- [REQUIREMENTS] Output the material beneath this task exactly, images excluded.

- [DATASET SECTION]
<<<<

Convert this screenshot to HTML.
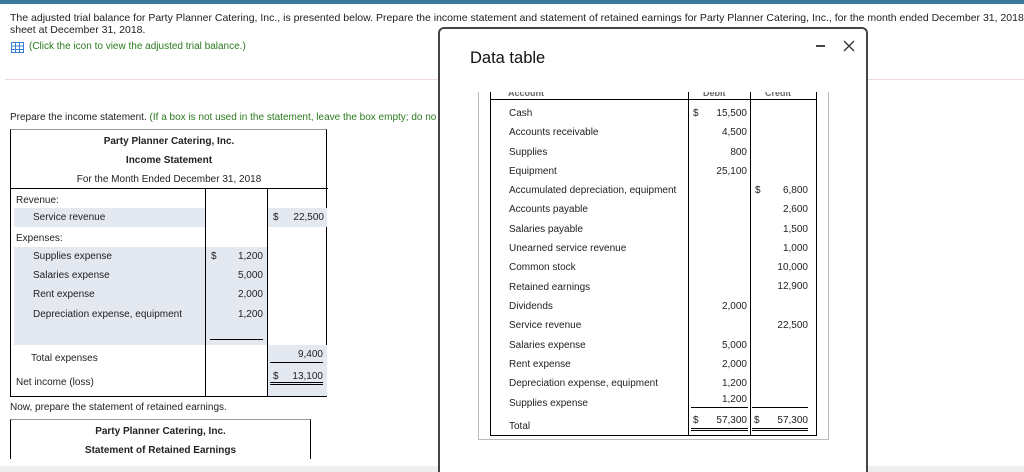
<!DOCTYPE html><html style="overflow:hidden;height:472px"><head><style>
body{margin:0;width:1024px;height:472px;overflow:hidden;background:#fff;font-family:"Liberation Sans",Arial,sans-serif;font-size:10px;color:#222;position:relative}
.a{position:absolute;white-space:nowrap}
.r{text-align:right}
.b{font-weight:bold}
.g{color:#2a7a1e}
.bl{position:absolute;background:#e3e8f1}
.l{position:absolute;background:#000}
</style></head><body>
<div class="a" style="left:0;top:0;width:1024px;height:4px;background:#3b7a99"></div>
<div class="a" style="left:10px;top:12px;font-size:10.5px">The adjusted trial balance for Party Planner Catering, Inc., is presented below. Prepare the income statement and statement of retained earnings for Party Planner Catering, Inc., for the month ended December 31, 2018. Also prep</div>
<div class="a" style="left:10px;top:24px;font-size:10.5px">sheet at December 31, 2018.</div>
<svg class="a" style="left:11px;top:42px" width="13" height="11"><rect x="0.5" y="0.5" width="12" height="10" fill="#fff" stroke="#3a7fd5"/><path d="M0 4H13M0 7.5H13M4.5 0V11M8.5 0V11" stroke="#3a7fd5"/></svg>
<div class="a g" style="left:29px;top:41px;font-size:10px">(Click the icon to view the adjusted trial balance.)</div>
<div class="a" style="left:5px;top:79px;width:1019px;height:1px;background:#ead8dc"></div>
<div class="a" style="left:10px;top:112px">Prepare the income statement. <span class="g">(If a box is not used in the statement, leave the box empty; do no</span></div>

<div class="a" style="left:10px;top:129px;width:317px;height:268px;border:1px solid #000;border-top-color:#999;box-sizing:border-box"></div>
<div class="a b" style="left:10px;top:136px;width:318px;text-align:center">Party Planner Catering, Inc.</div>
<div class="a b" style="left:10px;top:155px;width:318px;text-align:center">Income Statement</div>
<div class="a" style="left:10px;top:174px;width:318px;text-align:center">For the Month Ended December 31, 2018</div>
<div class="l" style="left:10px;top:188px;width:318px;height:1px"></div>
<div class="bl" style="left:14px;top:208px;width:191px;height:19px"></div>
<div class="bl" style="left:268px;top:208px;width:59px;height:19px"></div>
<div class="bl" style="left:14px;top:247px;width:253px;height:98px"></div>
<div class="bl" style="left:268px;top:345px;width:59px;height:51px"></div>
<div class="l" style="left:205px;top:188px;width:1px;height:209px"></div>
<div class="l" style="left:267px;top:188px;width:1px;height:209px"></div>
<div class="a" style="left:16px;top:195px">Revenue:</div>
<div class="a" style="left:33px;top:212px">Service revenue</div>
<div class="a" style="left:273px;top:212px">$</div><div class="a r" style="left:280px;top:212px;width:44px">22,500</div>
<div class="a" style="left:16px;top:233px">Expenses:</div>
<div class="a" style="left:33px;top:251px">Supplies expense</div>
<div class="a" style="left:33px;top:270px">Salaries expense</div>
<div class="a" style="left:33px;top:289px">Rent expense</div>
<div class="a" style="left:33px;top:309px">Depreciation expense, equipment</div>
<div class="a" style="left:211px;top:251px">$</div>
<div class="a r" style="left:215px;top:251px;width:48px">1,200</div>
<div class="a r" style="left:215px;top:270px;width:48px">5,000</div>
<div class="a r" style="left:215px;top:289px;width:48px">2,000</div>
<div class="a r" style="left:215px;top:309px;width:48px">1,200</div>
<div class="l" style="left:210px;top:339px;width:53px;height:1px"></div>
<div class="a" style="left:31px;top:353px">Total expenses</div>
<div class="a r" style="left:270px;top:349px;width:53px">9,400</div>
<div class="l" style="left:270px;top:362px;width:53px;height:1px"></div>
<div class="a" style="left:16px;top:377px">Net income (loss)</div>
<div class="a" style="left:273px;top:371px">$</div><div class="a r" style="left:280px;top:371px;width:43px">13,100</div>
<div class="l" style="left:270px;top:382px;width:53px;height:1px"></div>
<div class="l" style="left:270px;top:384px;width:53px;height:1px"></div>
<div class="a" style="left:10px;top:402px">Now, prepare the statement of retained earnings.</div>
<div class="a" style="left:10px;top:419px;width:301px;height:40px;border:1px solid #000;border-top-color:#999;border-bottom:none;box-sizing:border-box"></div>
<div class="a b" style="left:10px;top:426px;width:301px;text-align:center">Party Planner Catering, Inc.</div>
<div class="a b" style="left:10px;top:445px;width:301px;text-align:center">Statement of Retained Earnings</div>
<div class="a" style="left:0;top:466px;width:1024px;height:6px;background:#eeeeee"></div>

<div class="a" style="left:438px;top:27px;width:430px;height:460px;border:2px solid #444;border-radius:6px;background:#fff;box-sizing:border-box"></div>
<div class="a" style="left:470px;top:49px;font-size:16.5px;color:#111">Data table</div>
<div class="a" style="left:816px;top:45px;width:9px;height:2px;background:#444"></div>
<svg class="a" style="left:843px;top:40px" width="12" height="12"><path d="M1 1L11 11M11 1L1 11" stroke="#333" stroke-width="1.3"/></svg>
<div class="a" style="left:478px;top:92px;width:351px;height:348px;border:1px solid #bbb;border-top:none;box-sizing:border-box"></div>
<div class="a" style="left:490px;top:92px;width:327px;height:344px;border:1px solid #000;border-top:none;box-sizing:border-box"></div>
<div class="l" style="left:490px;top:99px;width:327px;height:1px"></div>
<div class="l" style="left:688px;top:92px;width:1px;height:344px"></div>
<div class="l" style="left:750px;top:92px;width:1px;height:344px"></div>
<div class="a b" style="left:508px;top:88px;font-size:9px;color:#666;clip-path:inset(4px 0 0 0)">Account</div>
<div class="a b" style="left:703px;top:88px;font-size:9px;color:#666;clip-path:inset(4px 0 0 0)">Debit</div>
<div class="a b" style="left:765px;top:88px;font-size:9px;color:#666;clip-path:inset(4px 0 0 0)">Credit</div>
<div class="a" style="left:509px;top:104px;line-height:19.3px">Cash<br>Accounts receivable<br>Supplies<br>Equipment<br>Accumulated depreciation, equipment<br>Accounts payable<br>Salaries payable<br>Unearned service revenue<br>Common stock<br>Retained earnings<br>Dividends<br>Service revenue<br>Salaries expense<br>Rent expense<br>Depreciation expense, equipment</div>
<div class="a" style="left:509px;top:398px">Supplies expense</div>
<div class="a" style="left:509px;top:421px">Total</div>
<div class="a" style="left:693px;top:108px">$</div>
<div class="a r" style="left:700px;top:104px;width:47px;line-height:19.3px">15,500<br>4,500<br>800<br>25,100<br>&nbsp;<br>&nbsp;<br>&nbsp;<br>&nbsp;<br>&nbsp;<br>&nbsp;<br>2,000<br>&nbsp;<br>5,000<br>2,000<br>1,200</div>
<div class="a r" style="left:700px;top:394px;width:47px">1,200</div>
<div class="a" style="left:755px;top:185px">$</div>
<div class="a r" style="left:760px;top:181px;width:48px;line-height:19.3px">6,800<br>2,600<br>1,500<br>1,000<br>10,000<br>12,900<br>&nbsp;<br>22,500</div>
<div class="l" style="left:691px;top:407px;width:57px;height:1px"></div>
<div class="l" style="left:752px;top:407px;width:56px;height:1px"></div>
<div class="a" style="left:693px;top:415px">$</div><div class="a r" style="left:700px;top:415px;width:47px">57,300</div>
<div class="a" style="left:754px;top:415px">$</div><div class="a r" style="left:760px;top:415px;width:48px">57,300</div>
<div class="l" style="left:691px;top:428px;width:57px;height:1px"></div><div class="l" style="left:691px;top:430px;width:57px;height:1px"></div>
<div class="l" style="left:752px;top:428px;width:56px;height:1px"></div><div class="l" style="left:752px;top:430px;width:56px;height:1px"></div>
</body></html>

>>>>

- [FINAL RESULT]
Convert this screenshot to HTML.
<!DOCTYPE html><html style="overflow:hidden;height:472px"><head><style>
body{margin:0;width:1024px;height:472px;overflow:hidden;background:#fff;font-family:"Liberation Sans",Arial,sans-serif;font-size:10px;color:#222;position:relative}
.a{position:absolute;white-space:nowrap}
.r{text-align:right}
.b{font-weight:bold}
.g{color:#2a7a1e}
.bl{position:absolute;background:#e3e8f1}
.l{position:absolute;background:#000}
</style></head><body>
<div class="a" style="left:0;top:0;width:1024px;height:4px;background:#3b7a99"></div>
<div class="a" style="left:10px;top:12px;font-size:10.5px">The adjusted trial balance for Party Planner Catering, Inc., is presented below. Prepare the income statement and statement of retained earnings for Party Planner Catering, Inc., for the month ended December 31, 2018. Also prep</div>
<div class="a" style="left:10px;top:24px;font-size:10.5px">sheet at December 31, 2018.</div>
<svg class="a" style="left:11px;top:42px" width="13" height="11"><rect x="0.5" y="0.5" width="12" height="10" fill="#fff" stroke="#3a7fd5"/><path d="M0 4H13M0 7.5H13M4.5 0V11M8.5 0V11" stroke="#3a7fd5"/></svg>
<div class="a g" style="left:29px;top:41px;font-size:10px">(Click the icon to view the adjusted trial balance.)</div>
<div class="a" style="left:5px;top:79px;width:1019px;height:1px;background:#ead8dc"></div>
<div class="a" style="left:10px;top:112px">Prepare the income statement. <span class="g">(If a box is not used in the statement, leave the box empty; do no</span></div>

<div class="a" style="left:10px;top:129px;width:317px;height:268px;border:1px solid #000;border-top-color:#999;box-sizing:border-box"></div>
<div class="a b" style="left:10px;top:136px;width:318px;text-align:center">Party Planner Catering, Inc.</div>
<div class="a b" style="left:10px;top:155px;width:318px;text-align:center">Income Statement</div>
<div class="a" style="left:10px;top:174px;width:318px;text-align:center">For the Month Ended December 31, 2018</div>
<div class="l" style="left:10px;top:188px;width:318px;height:1px"></div>
<div class="bl" style="left:14px;top:208px;width:191px;height:19px"></div>
<div class="bl" style="left:268px;top:208px;width:59px;height:19px"></div>
<div class="bl" style="left:14px;top:247px;width:253px;height:98px"></div>
<div class="bl" style="left:268px;top:345px;width:59px;height:51px"></div>
<div class="l" style="left:205px;top:188px;width:1px;height:209px"></div>
<div class="l" style="left:267px;top:188px;width:1px;height:209px"></div>
<div class="a" style="left:16px;top:195px">Revenue:</div>
<div class="a" style="left:33px;top:212px">Service revenue</div>
<div class="a" style="left:273px;top:212px">$</div><div class="a r" style="left:280px;top:212px;width:44px">22,500</div>
<div class="a" style="left:16px;top:233px">Expenses:</div>
<div class="a" style="left:33px;top:251px">Supplies expense</div>
<div class="a" style="left:33px;top:270px">Salaries expense</div>
<div class="a" style="left:33px;top:289px">Rent expense</div>
<div class="a" style="left:33px;top:309px">Depreciation expense, equipment</div>
<div class="a" style="left:211px;top:251px">$</div>
<div class="a r" style="left:215px;top:251px;width:48px">1,200</div>
<div class="a r" style="left:215px;top:270px;width:48px">5,000</div>
<div class="a r" style="left:215px;top:289px;width:48px">2,000</div>
<div class="a r" style="left:215px;top:309px;width:48px">1,200</div>
<div class="l" style="left:210px;top:339px;width:53px;height:1px"></div>
<div class="a" style="left:31px;top:353px">Total expenses</div>
<div class="a r" style="left:270px;top:349px;width:53px">9,400</div>
<div class="l" style="left:270px;top:362px;width:53px;height:1px"></div>
<div class="a" style="left:16px;top:377px">Net income (loss)</div>
<div class="a" style="left:273px;top:371px">$</div><div class="a r" style="left:280px;top:371px;width:43px">13,100</div>
<div class="l" style="left:270px;top:382px;width:53px;height:1px"></div>
<div class="l" style="left:270px;top:384px;width:53px;height:1px"></div>
<div class="a" style="left:10px;top:402px">Now, prepare the statement of retained earnings.</div>
<div class="a" style="left:10px;top:419px;width:301px;height:40px;border:1px solid #000;border-top-color:#999;border-bottom:none;box-sizing:border-box"></div>
<div class="a b" style="left:10px;top:426px;width:301px;text-align:center">Party Planner Catering, Inc.</div>
<div class="a b" style="left:10px;top:445px;width:301px;text-align:center">Statement of Retained Earnings</div>
<div class="a" style="left:0;top:466px;width:1024px;height:6px;background:#eeeeee"></div>

<div class="a" style="left:438px;top:27px;width:430px;height:460px;border:2px solid #444;border-radius:6px;background:#fff;box-sizing:border-box"></div>
<div class="a" style="left:470px;top:49px;font-size:16.5px;color:#111">Data table</div>
<div class="a" style="left:816px;top:45px;width:9px;height:2px;background:#444"></div>
<svg class="a" style="left:843px;top:40px" width="12" height="12"><path d="M1 1L11 11M11 1L1 11" stroke="#333" stroke-width="1.3"/></svg>
<div class="a" style="left:478px;top:92px;width:351px;height:348px;border:1px solid #bbb;border-top:none;box-sizing:border-box"></div>
<div class="a" style="left:490px;top:92px;width:327px;height:344px;border:1px solid #000;border-top:none;box-sizing:border-box"></div>
<div class="l" style="left:490px;top:99px;width:327px;height:1px"></div>
<div class="l" style="left:688px;top:92px;width:1px;height:344px"></div>
<div class="l" style="left:750px;top:92px;width:1px;height:344px"></div>
<div class="a b" style="left:508px;top:88px;font-size:9px;color:#666;clip-path:inset(4px 0 0 0)">Account</div>
<div class="a b" style="left:703px;top:88px;font-size:9px;color:#666;clip-path:inset(4px 0 0 0)">Debit</div>
<div class="a b" style="left:765px;top:88px;font-size:9px;color:#666;clip-path:inset(4px 0 0 0)">Credit</div>
<div class="a" style="left:509px;top:104px;line-height:19.3px">Cash<br>Accounts receivable<br>Supplies<br>Equipment<br>Accumulated depreciation, equipment<br>Accounts payable<br>Salaries payable<br>Unearned service revenue<br>Common stock<br>Retained earnings<br>Dividends<br>Service revenue<br>Salaries expense<br>Rent expense<br>Depreciation expense, equipment</div>
<div class="a" style="left:509px;top:398px">Supplies expense</div>
<div class="a" style="left:509px;top:421px">Total</div>
<div class="a" style="left:693px;top:108px">$</div>
<div class="a r" style="left:700px;top:104px;width:47px;line-height:19.3px">15,500<br>4,500<br>800<br>25,100<br>&nbsp;<br>&nbsp;<br>&nbsp;<br>&nbsp;<br>&nbsp;<br>&nbsp;<br>2,000<br>&nbsp;<br>5,000<br>2,000<br>1,200</div>
<div class="a r" style="left:700px;top:394px;width:47px">1,200</div>
<div class="a" style="left:755px;top:185px">$</div>
<div class="a r" style="left:760px;top:181px;width:48px;line-height:19.3px">6,800<br>2,600<br>1,500<br>1,000<br>10,000<br>12,900<br>&nbsp;<br>22,500</div>
<div class="l" style="left:691px;top:407px;width:57px;height:1px"></div>
<div class="l" style="left:752px;top:407px;width:56px;height:1px"></div>
<div class="a" style="left:693px;top:415px">$</div><div class="a r" style="left:700px;top:415px;width:47px">57,300</div>
<div class="a" style="left:754px;top:415px">$</div><div class="a r" style="left:760px;top:415px;width:48px">57,300</div>
<div class="l" style="left:691px;top:428px;width:57px;height:1px"></div><div class="l" style="left:691px;top:430px;width:57px;height:1px"></div>
<div class="l" style="left:752px;top:428px;width:56px;height:1px"></div><div class="l" style="left:752px;top:430px;width:56px;height:1px"></div>
</body></html>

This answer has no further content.